Rock Fashion Rocks!

Today I welcome guest blogger Holli Weaver. When she told me about this activity I just knew it needed to be shared, so I’m  thrilled that she was willing to step in to the guest-blogger role.  So, with thanks, here’s Holli.

During a unit on Earth Science, my third graders engaged in a creative project that proved to be enjoyable and engaging. Actually, it rocked! Our class created a Rock Fashion Show. Students worked in pairs to research a rock of their choosing. They were guided by a rubric that included things like: two properties of the rock, where it is found, and what it is used for. The rubric also included language arts expectations. Students worked on writing in complete sentences and making sure the information presented sounded like a fashion show, not just a written report.

As students progressed with their research, I modeled what it would look like and sound like. The students were excited to see their teacher act silly, but they also noticed that it looked like a lot of fun. To support their writing I created a handout of nouns, verbs, and adjectives called Words That Will Make Your Writing Rock. Students worked to incorporate these words to create fashion-show-like voice for their writing. For example, Trevor and Ellie introduced their favorite rock this way:

Let’s give a big hand for the rock that makes countertops, building, and more. Bum, diddy, bum –Gregory Granite!

Gregory Granite comes in many different colors, like while with dark blue, black, brown, orange, pink and gray spots. Gregory Granite’s texture is bumpy and rough. Gregory Granite can be found in Central California and Joshua Tree National Park. Granite comes from the Latin root word meaning grain. Gregory is made out of quartz, feldspar, mica, and horneblende.

Gregory Granite is the state stone of North Carolina. Did you know that New Hampshire has been given the nickname of the Granite State? Don’t forget this mineral is very expensive, stylish and strong. Thank you very much!

Finally, students created costumes using the information they had about their rocks and their own creativity.

I was amazed at the creativity, engagement, and depth of learning that attached itself to the core curriculum as student learning progressed. Students became experts on their own rock and were so excited to share what they learned.
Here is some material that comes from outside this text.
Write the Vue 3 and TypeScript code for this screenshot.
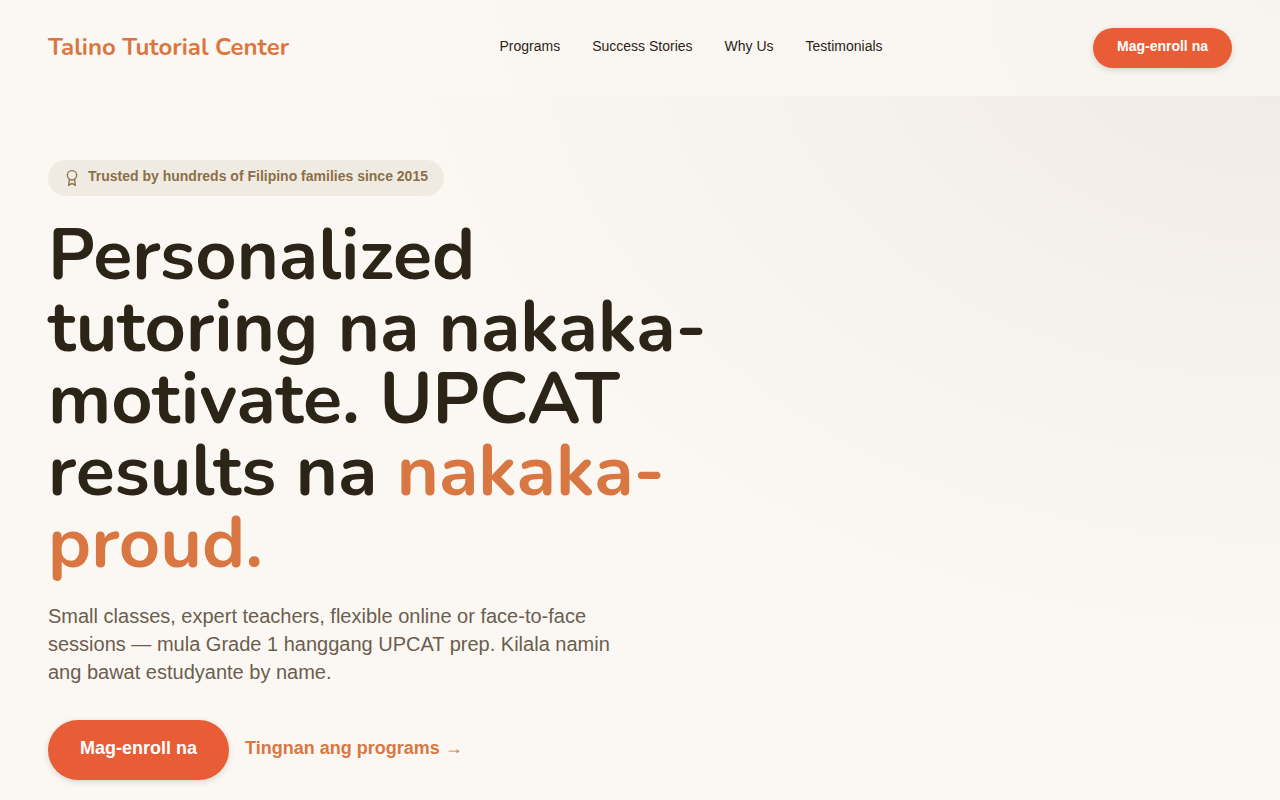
<script setup lang="ts">
interface NavLink {
  label: string
  href: string
}

const links: NavLink[] = [
  { label: 'Programs', href: '#programs' },
  { label: 'Success Stories', href: '#stories' },
  { label: 'Why Us', href: '#why-us' },
  { label: 'Testimonials', href: '#testimonials' },
]
</script>

<template>
  <div id="top" class="page">
    <header class="bar">
      <a class="brand" href="#top">Talino Tutorial Center</a>
      <nav class="nav" aria-label="Main">
        <a v-for="link in links" :key="link.href" :href="link.href">{{ link.label }}</a>
      </nav>
      <button class="btn btn-small" type="button">Mag-enroll na</button>
    </header>
    <main class="hero">
      <p class="badge">
        <svg viewBox="0 0 24 24" width="16" height="16" fill="none" stroke="currentColor" stroke-width="2" stroke-linecap="round" stroke-linejoin="round" aria-hidden="true">
          <circle cx="12" cy="8" r="7" />
          <path d="M8.210 13.890 7 23l5-3 5 3-1.210-9.120" />
        </svg>
        <span>Trusted by hundreds of Filipino families since 2015</span>
      </p>
      <h1>Personalized tutoring na nakaka-motivate. UPCAT results na <em>nakaka-proud.</em></h1>
      <p class="lead">Small classes, expert teachers, flexible online or face-to-face sessions — mula Grade 1 hanggang UPCAT prep. Kilala namin ang bawat estudyante by name.</p>
      <div class="actions">
        <button class="btn btn-large" type="button">Mag-enroll na</button>
        <a class="more" href="#programs">Tingnan ang programs →</a>
      </div>
    </main>
  </div>
</template>

<style>
body {
  background: #fbf8f3;
}
</style>

<style scoped>
.page {
  min-height: 100vh;
  background: radial-gradient(905px 660px at top right, #efeae3, #fbf8f3);
  color: #2c2416;
  font-family: "Liberation Sans", Arial, sans-serif;
}
a {
  color: inherit;
  text-decoration: none;
}
.bar {
  display: flex;
  align-items: center;
  justify-content: space-between;
  box-sizing: border-box;
  padding: 28px 48px;
  background: rgb(251 248 243 / 70%);
}
.brand {
  padding-bottom: 2px;
  color: #d97742;
  font: 700 24px/32px Nunito, "Open Sans", sans-serif;
}
.nav {
  display: flex;
  gap: 32px;
  padding-bottom: 4px;
  font-size: 14px;
  line-height: 20px;
}
.btn {
  border: 0;
  border-radius: 999px;
  background: #e85d35;
  color: #fff;
  font-family: inherit;
  font-weight: 700;
  box-shadow: 0 2px 6px rgb(44 36 22 / 16%);
}
.btn-small {
  height: 40px;
  padding: 0 24px 4px;
  font-size: 14px;
}
.btn-large {
  height: 60px;
  padding: 0 32px 4px;
  font-size: 18px;
}
.hero {
  padding: 64px 48px 20px;
}
.badge {
  display: flex;
  align-items: center;
  gap: 8px;
  width: fit-content;
  height: 36px;
  margin: 0 0 23px;
  padding: 0 16px;
  border-radius: 999px;
  background: #f0ebe2;
  color: #8b6f47;
  font-size: 14px;
  font-weight: 700;
}
.badge span {
  padding-bottom: 4px;
}
h1 {
  max-width: 672px;
  margin: 0;
  font: 700 72px/72px Nunito, "Open Sans", sans-serif;
}
h1 em {
  color: #d97742;
  font-style: normal;
}
.lead {
  max-width: 576px;
  margin: 23px 0 34px;
  color: #6b5d4f;
  font-size: 20px;
  line-height: 28px;
}
.actions {
  display: flex;
  align-items: center;
  gap: 16px;
}
.more {
  padding-bottom: 4px;
  color: #d97742;
  font-size: 18px;
  font-weight: 700;
}
</style>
Each day when they entered the classroom they would ask me if we were going to work on our fashion show. It was pretty cool!

Our celebration of learning took place with two presentations. Our first audience was our first grade reading buddies. Before the show began we played Queen’s, “We Will Rock You.” That really built the excitement. We also had background music for the fashion show. Our second presentation was held at our monthly assembly. The students presented for the third and fourth graders at our school. The Fashion Show was well received by both groups.

I will not lie–this project was a lot of work. But it was so worth it because even my students who struggle daily with learning were successful. I was so proud of the students for the effort and creativity they displayed. In many ways this creative project reinforces the concept of meeting the needs of all learners. It helped me realize that when students enjoy their learning—they own it!

Idea adapted from: Barry Lane’s Wacky We-Search

5 thoughts on “Rock Fashion Rocks!

  1. What an awesome idea! I have read Barry Lane’s example multiple times and it’s on my list of things to try with my students. How wonderful it is to be reminded that all of our students deserve to feel successful. Thanks Holli for sharing. Sounds like your students work was just as creative as you! Kudos to you Mrs. Weaver and your class!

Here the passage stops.